The spike in heroin production is largely a result of the outbreak of the Great Indochinese War. The Communist Vietnamese-Cambodian-Laotian Confederacy faces off against the alliance of the Burmese and Thai Juntas. Both sides, desperate for cash, embrace drug cultivation. Both sides receive support from the expected sides of the Cold War, as well as the Indonesian Civil War. Although the PKI is beginning to crumble under the weight of American aid to the Teream.
In Africa, coups and counter coups remain the order of the day, with America easing back into the role of sponsor. Post-Northwoods reluctance has left them on the backfoot. France, therefore, is enlisted as America’s chief enforcer in the region. The pré carré is recognized in Washington, so long as the French keep their clients broadly in line with American interests. Elf brand gas stations are also beginning to pop up in North America. American consumers also benefit from friendly Arab regimes, who want to counterbalance an Israel that is increasingly looking towards Moscow for aid.

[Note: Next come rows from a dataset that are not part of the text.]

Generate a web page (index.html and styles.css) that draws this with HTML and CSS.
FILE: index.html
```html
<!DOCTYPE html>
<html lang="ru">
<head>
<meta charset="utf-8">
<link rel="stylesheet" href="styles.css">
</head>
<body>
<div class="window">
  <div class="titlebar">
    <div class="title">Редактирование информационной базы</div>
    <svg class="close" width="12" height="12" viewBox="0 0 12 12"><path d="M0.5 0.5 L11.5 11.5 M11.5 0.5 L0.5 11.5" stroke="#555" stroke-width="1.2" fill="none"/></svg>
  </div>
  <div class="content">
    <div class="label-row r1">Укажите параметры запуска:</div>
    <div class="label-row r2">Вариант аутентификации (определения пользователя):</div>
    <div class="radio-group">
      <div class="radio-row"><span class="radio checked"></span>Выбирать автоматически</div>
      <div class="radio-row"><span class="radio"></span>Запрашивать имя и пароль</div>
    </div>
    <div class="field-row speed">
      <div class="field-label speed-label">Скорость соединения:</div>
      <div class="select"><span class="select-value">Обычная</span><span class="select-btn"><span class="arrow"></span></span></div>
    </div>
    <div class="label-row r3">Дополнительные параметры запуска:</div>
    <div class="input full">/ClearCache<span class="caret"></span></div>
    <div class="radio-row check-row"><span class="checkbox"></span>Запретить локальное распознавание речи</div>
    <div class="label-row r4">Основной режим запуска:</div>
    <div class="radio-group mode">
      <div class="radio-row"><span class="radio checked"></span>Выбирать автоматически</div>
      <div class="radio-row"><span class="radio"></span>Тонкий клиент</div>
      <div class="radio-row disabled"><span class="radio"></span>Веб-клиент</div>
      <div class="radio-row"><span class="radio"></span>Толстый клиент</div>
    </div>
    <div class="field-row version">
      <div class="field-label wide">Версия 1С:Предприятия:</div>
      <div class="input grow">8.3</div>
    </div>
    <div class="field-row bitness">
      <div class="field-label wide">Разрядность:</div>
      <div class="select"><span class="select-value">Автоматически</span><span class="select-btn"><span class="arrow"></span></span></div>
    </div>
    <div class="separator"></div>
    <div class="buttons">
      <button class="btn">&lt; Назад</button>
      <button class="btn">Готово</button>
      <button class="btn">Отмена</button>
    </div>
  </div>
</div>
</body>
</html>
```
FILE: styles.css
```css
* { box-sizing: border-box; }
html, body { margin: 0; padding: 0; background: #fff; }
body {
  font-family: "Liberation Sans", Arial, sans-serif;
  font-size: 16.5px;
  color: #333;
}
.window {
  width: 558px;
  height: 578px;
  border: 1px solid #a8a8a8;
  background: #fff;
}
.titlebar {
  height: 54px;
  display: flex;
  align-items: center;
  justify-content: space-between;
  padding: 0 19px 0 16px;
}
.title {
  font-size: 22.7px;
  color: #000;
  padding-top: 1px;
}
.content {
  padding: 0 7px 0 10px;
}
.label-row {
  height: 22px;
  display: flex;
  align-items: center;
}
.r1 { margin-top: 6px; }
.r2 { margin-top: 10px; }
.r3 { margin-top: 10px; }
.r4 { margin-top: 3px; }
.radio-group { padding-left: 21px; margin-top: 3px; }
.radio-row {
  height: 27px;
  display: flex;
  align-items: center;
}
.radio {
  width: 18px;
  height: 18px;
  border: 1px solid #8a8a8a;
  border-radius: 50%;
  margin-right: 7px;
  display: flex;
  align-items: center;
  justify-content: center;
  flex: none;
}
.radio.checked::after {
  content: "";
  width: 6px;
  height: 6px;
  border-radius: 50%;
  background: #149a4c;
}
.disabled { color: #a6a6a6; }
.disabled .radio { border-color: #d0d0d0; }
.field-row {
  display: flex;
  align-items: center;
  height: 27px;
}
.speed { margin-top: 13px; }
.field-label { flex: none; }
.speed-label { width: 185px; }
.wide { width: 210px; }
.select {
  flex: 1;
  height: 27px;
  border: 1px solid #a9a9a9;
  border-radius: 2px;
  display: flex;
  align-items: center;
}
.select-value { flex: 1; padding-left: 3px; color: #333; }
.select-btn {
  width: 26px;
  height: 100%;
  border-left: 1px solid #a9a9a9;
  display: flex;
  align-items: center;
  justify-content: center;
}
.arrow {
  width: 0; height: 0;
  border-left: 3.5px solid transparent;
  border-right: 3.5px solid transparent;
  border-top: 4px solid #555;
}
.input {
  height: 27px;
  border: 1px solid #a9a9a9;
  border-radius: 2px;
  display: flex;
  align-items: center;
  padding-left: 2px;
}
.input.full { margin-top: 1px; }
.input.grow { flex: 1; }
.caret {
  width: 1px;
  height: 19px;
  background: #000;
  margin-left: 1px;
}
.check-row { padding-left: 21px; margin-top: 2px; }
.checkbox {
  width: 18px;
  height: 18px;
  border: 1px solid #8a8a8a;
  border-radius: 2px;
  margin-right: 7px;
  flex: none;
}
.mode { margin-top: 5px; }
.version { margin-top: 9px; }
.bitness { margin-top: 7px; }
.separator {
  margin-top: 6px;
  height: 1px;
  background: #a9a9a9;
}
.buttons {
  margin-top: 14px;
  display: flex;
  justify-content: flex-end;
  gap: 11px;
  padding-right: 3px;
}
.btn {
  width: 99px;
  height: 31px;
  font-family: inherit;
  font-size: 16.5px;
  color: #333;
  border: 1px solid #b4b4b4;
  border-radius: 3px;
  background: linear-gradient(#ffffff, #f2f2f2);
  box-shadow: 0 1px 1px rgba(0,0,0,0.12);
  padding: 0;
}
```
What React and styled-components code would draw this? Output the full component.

Borman is not immune from the six year itch, however. His last two years are somewhat more constrained than his first. Republicans, 12 years out of power, also gorge themselves on some of the spoils of victory. This leads to a few inopportune scandals. Take Watergatewoods, where GOP chairman Dick Cheney is caught taking bribes from the Watergate Hotel to relocate the party headquarters there. Northwoods syndrome is fading, but the reputation of the Republicans as the “dirty” party is harder to shake.

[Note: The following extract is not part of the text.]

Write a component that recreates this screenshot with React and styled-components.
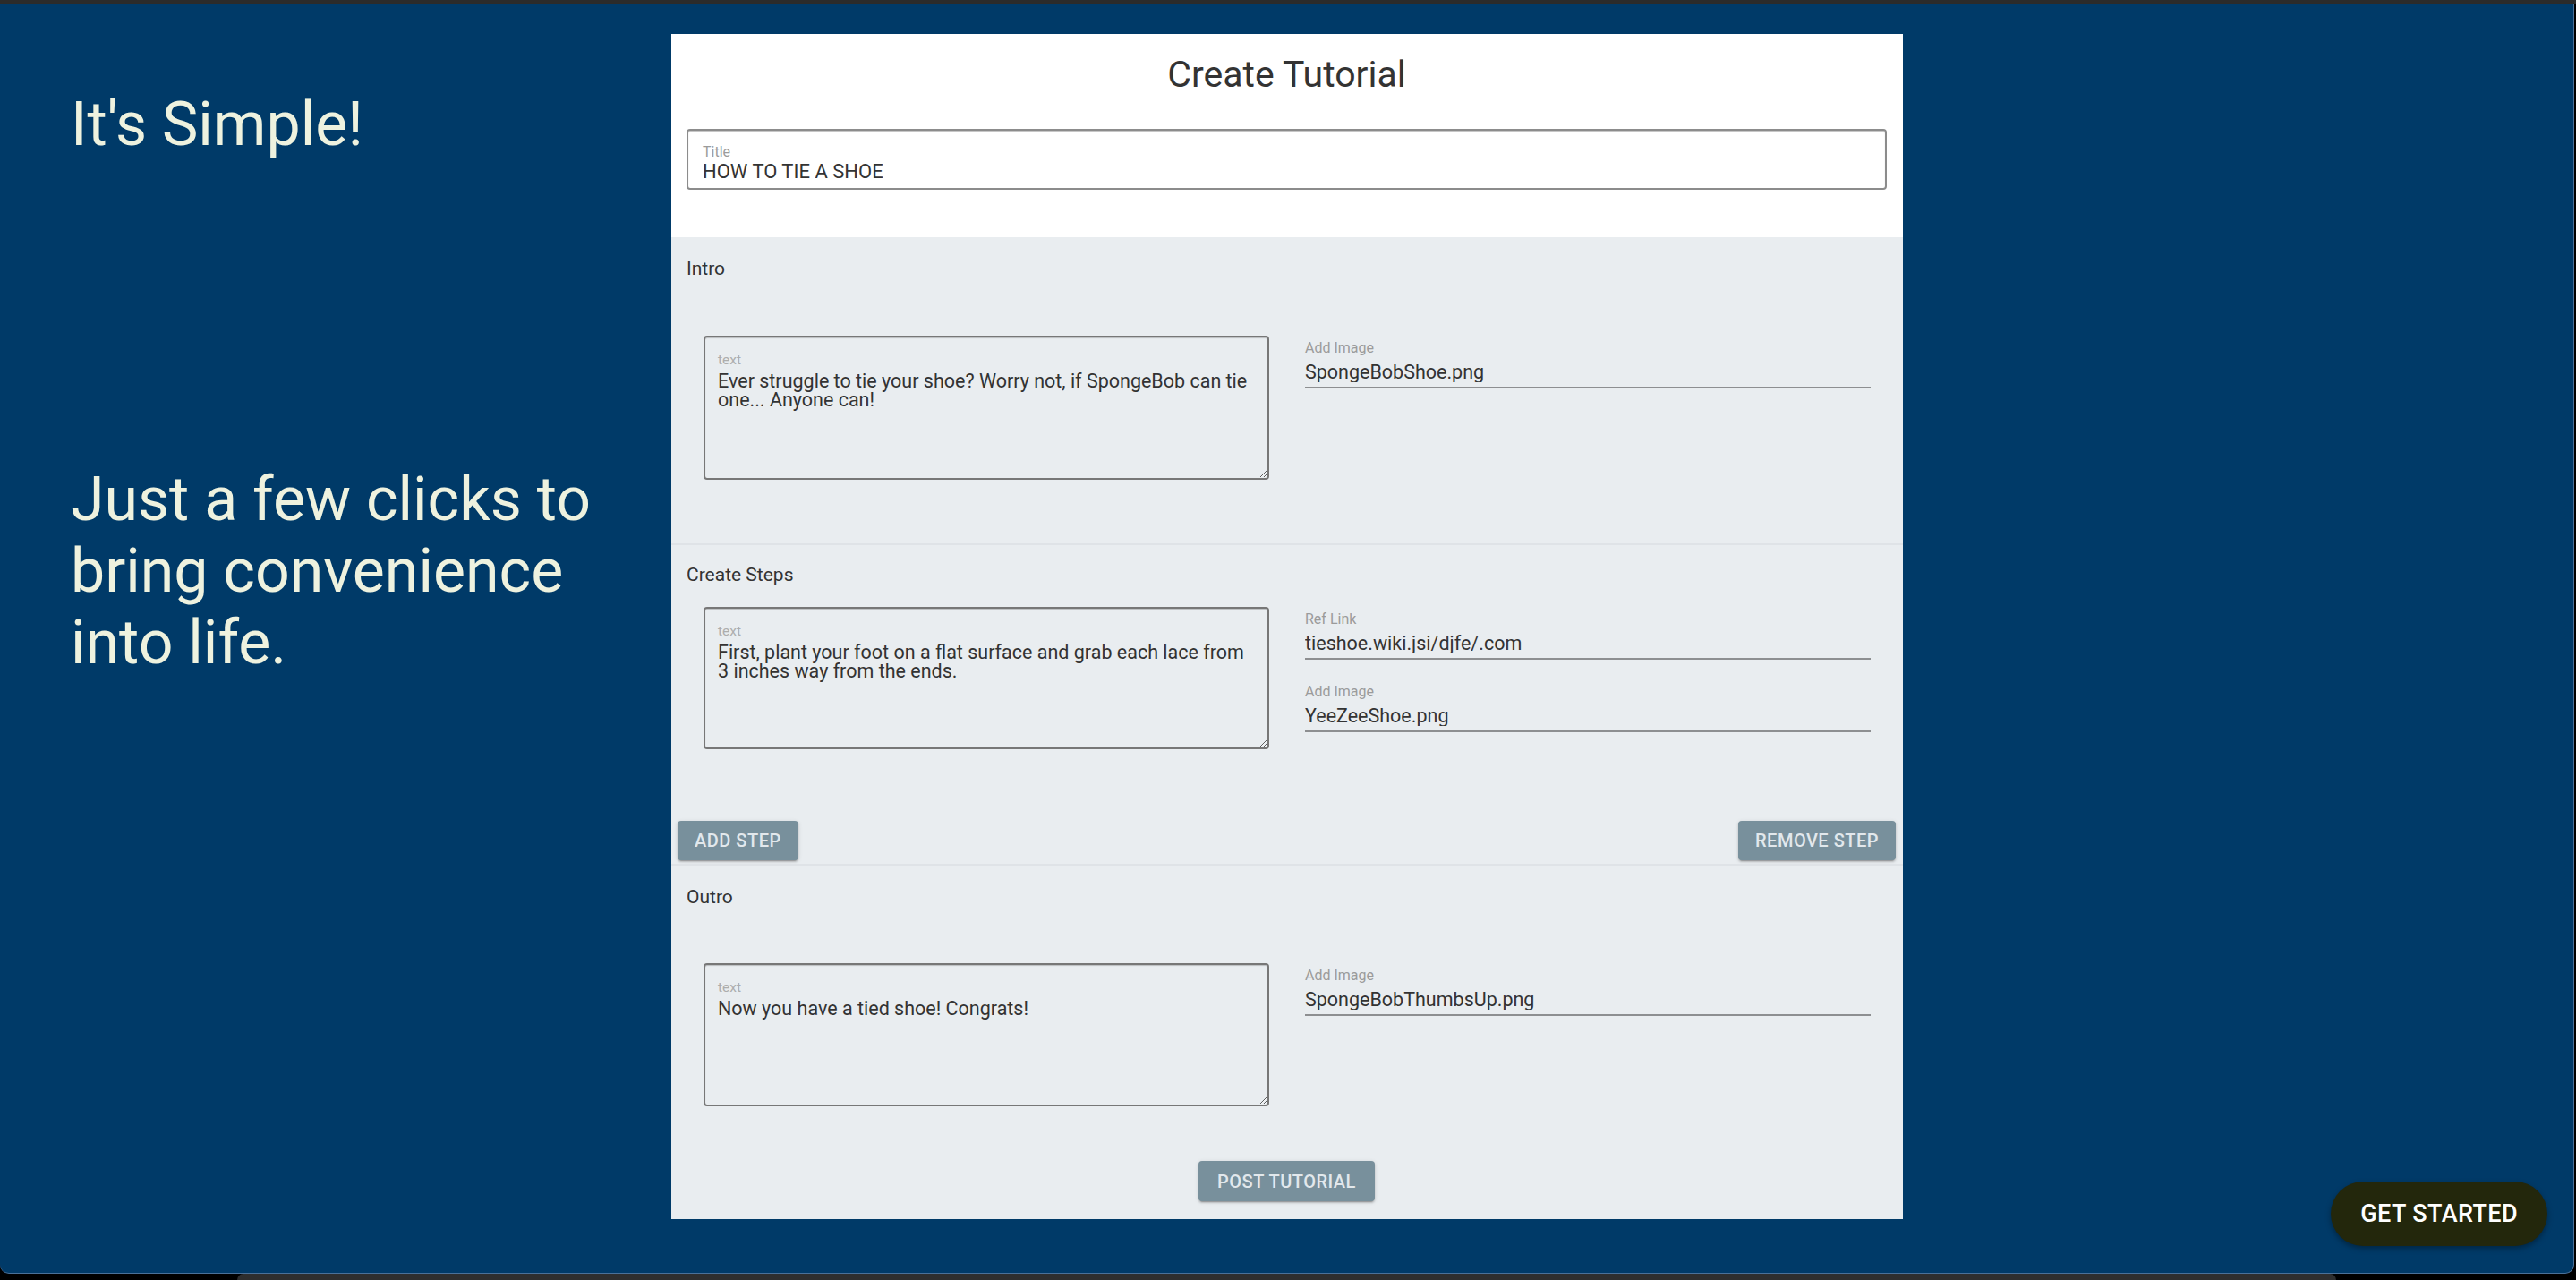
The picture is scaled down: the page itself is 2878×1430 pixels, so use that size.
import styled, { createGlobalStyle } from 'styled-components';

const GlobalStyle = createGlobalStyle`
    * {
        box-sizing: border-box;
    }
    html, body {
        margin: 0;
        padding: 0;
        background: #000;
    }
    body {
        font-family: Roboto, 'Liberation Sans', sans-serif;
    }
`

const Frame = styled.div`
    height: 100vh;
    display: flex;
    flex-direction: column;
`

const TopStrip = styled.div`
    height: 4px;
    flex-shrink: 0;
    background: #2b2b2b;
`

const Main = styled.main`
    flex: 1;
    position: relative;
    margin-right: 2px;
    padding-top: 34px;
    display: grid;
    grid-template-columns: 750px 1376px;
    align-items: start;
    background: #003a68;
    border-right: 1px solid #4a7199;
    border-bottom: 1px solid #4a7199;
    border-radius: 0 0 10px 10px;
`

const BottomStrip = styled.div`
    height: 7px;
    flex-shrink: 0;
    padding: 0 268px 0 265px;
    background: #000;
`

const Tab = styled.div`
    height: 100%;
    background: #2e2e2e;
    border-radius: 8px 8px 0 0;
`

const SideCopy = styled.div`
    padding-left: 79px;
    color: #eef2df;
    font-size: 68px;
    line-height: 80px;
`

const Headline = styled.h1`
    margin: 61px 0 0;
    font-size: inherit;
    font-weight: 400;
`

const Tagline = styled.p`
    margin: 339px 0 0;
    width: 620px;
`

const Card = styled.section`
    display: flex;
    flex-direction: column;
    background: #fff;
`

const CardHeader = styled.div`
    padding: 21px 18px 53px 17px;
`

const CardTitle = styled.h2`
    margin: 0 0 37px;
    text-align: center;
    font-size: 41px;
    line-height: 48px;
    font-weight: 400;
    color: #333;
`

const OutlinedField = styled.label`
    display: block;
    height: 68px;
    padding: 16px 16px 0;
    border: 2px solid #8c8c8c;
    border-radius: 4px;
    box-shadow: inset 0 1px 1px rgba(0, 0, 0, 0.25);
`

const FieldLabel = styled.span`
    display: block;
    font-size: ${p => p.$small ? 15.5 : 16}px;
    line-height: 16px;
    color: ${p => p.$small ? '#adadad' : '#9b9b9b'};
`

const FieldInput = styled.input`
    display: block;
    width: 100%;
    height: ${p => p.$h || 24}px;
    margin-top: ${p => p.$mt || 0}px;
    padding: 0;
    border: none;
    outline: none;
    background: transparent;
    font-family: inherit;
    font-size: ${p => p.$size || 21.5}px;
    color: #333;
`

const Section = styled.div`
    background: #e9edf0;
    padding-top: ${p => p.$pt}px;
    padding-bottom: ${p => p.$pb || 0}px;
    border-top: ${p => p.$divided ? '2px solid #dfe3e7' : 'none'};
`

const SectionLabel = styled.div`
    padding-left: 17px;
    font-size: 21px;
    line-height: 24px;
    color: #333;
`

const Row = styled.div`
    display: grid;
    grid-template-columns: 1fr 1fr;
    column-gap: 40px;
    align-items: start;
    padding: 0 36px;
    margin-top: ${p => p.$mt}px;
`

const TextBox = styled.label`
    display: flex;
    flex-direction: column;
    height: ${p => p.$h}px;
    padding: 17px 0 0 14px;
    border: 2px solid #777;
    border-radius: 4px;
    box-shadow: inset 0 1px 1px rgba(0, 0, 0, 0.2);
`

const TextArea = styled.textarea`
    flex: 1;
    margin-top: 5px;
    padding: 0 16px 0 0;
    border: none;
    outline: none;
    overflow: hidden;
    background: transparent;
    font-family: inherit;
    font-size: 21.5px;
    line-height: 21px;
    color: #333;
`

const FieldStack = styled.div`
    display: flex;
    flex-direction: column;
    gap: 22px;
`

const UnderlineField = styled.label`
    display: block;
    padding: 6px 0 5px;
    border-bottom: 2px solid #8d8f91;
`

const ButtonRow = styled.div`
    display: flex;
    justify-content: ${p => p.$center ? 'center' : 'space-between'};
    margin-top: ${p => p.$mt}px;
    padding: 0 8px 0 7px;
`

const ActionButton = styled.button`
    height: ${p => p.$h || 44}px;
    padding: 0 ${p => p.$wide ? 21 : 19}px;
    border: none;
    border-radius: 4px;
    background: #78909c;
    color: #e2e8ec;
    font-family: inherit;
    font-size: 20px;
    font-weight: 500;
    letter-spacing: 0.5px;
    text-transform: uppercase;
    box-shadow: 0 3px 1px -2px rgba(0, 0, 0, 0.2), 0 2px 2px 0 rgba(0, 0, 0, 0.14), 0 1px 5px 0 rgba(0, 0, 0, 0.12);
`

const GetStarted = styled.button`
    position: absolute;
    right: 29px;
    bottom: 30px;
    height: 72px;
    padding: 0 33px;
    border: none;
    border-radius: 36px;
    background: #23270c;
    color: #fff;
    font-family: inherit;
    font-size: 27px;
    font-weight: 500;
    letter-spacing: 0.4px;
    box-shadow: 0 3px 6px rgba(0, 0, 0, 0.35);
`

function Line({ label, value }) {
    return (
        <UnderlineField>
            <FieldLabel>{label}</FieldLabel>
            <FieldInput $mt={6} defaultValue={value} />
        </UnderlineField>
    )
}

function Text({ value, h }) {
    return (
        <TextBox $h={h}>
            <FieldLabel $small>text</FieldLabel>
            <TextArea defaultValue={value} />
        </TextBox>
    )
}

export default function App() {
    return (
        <>
            <GlobalStyle />
            <Frame>
                <TopStrip />
                <Main>
                    <SideCopy>
                        <Headline>It's Simple!</Headline>
                        <Tagline>Just a few clicks to bring convenience into life.</Tagline>
                    </SideCopy>

                    <Card>
                        <CardHeader>
                            <CardTitle>Create Tutorial</CardTitle>
                            <OutlinedField>
                                <FieldLabel>Title</FieldLabel>
                                <FieldInput $h={22} $mt={2} $size={22} defaultValue="HOW TO TIE A SHOE" />
                            </OutlinedField>
                        </CardHeader>

                        <Section $pt={23} $pb={71}>
                            <SectionLabel>Intro</SectionLabel>
                            <Row $mt={63}>
                                <Text h={161} value="Ever struggle to tie your shoe? Worry not, if SpongeBob can tie one... Anyone can!" />
                                <FieldStack>
                                    <Line label="Add Image" value="SpongeBobShoe.png" />
                                </FieldStack>
                            </Row>
                        </Section>

                        <Section $divided $pt={21} $pb={4}>
                            <SectionLabel>Create Steps</SectionLabel>
                            <Row $mt={24}>
                                <Text h={159} value="First, plant your foot on a flat surface and grab each lace from 3 inches way from the ends." />
                                <FieldStack>
                                    <Line label="Ref Link" value="tieshoe.wiki.jsi/djfe/.com" />
                                    <Line label="Add Image" value="YeeZeeShoe.png" />
                                </FieldStack>
                            </Row>
                            <ButtonRow $mt={80}>
                                <ActionButton>Add Step</ActionButton>
                                <ActionButton>Remove Step</ActionButton>
                            </ButtonRow>
                        </Section>

                        <Section $divided $pt={23} $pb={20}>
                            <SectionLabel>Outro</SectionLabel>
                            <Row $mt={62}>
                                <Text h={160} value="Now you have a tied shoe! Congrats!" />
                                <FieldStack>
                                    <Line label="Add Image" value="SpongeBobThumbsUp.png" />
                                </FieldStack>
                            </Row>
                            <ButtonRow $center $mt={61}>
                                <ActionButton $h={45} $wide>Post Tutorial</ActionButton>
                            </ButtonRow>
                        </Section>
                    </Card>

                    <GetStarted>GET STARTED</GetStarted>
                </Main>
                <BottomStrip>
                    <Tab />
                </BottomStrip>
            </Frame>
        </>
    )
}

Borman himself remains above the fray, but in some ways that only compounds the party’s woes. His personal popularity does not flow downwards to the party writ large. Prospective candidates struggle to link themselves to his legacy. Massachusetts Governor Elliot Richardson eventually emerges as the pick of the bunch, after the primaries, but he fails to catch the public imagination. Especially in comparison to the young gun the Democrats put up.
Frank Borman will enjoy his time as ex-President. The respectable voice of an era of prosperity. The Grand Old Man of the Grand Old Party. An advocate for innovation in partnership with business and for responsible, active foreign policy. Although he does not go back into business, he is proud to see Eastern Airlines emerge to dominate the industry in years to come. He will not pass until 2022, and his state funeral will feature speakers from both parties, and all living former Presidents, in addition to the incumbent.